Miami is not a neutral venue. The city is a hub for exile politics, and Trump’s comment was delivered to an audience primed to hear Cuba as an unfinished project. A pro-Trump commentator quoted by Newsweek framed the moment as overdue “pressure” on the communist government and credited Secretary of State Marco Rubio with leading the push—an indication of how quickly rhetorical gestures become packaged as a coherent campaign. In that environment, ambiguity is not a bug: it allows hawkish donors and activists to hear a promise, while officials can later insist it was theatre.

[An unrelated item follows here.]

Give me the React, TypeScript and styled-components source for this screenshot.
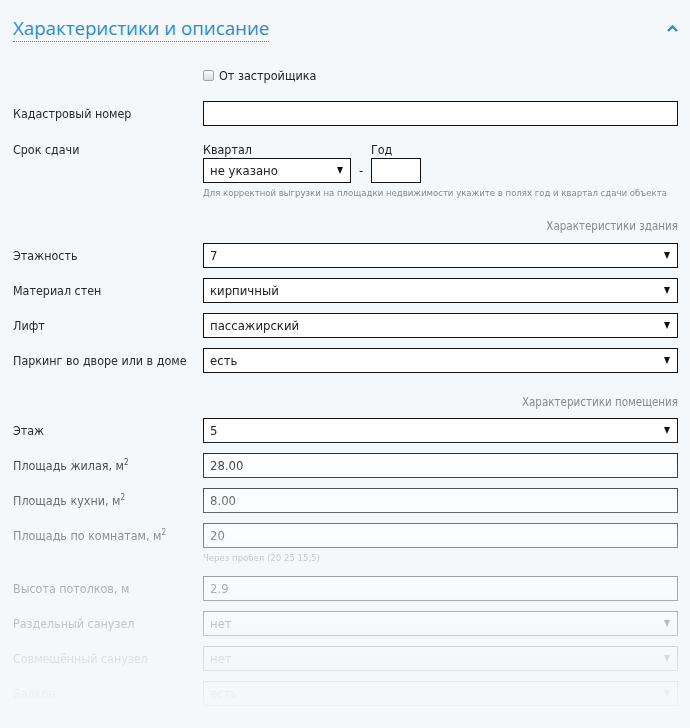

Cuba’s own vulnerability also makes threats cheap to issue. Newsweek points to a deepening economic crisis and fuel shortages, worsened by the loss of Venezuelan oil shipments after Nicolás Maduro’s removal. When an economy is already constrained, additional U.S. pressure can be presented as decisive even if it merely compounds existing shortages. For European governments, the practical question is not whether Washington invades Havana, but whether a new Cuba confrontation triggers another round of sanctions compliance, financial de-risking, and diplomatic alignment demands—costs that land on European firms and institutions regardless of whether they supported the policy.
Cuba’s deputy foreign minister, Carlos Fernández de Cossío Domínguez, told NBC in comments cited by Newsweek that the U.S. has spent nearly seven decades trying to destroy Cuba’s system and failed. That is the other side of the “Cuba is next” slogan: the threat is easy to announce, but hard to cash out without committing resources and accepting second-order consequences.
Trump’s statement contained no timeline, no policy document, and no described military objective. It was delivered as a punchline in a room built to treat it as a pledge.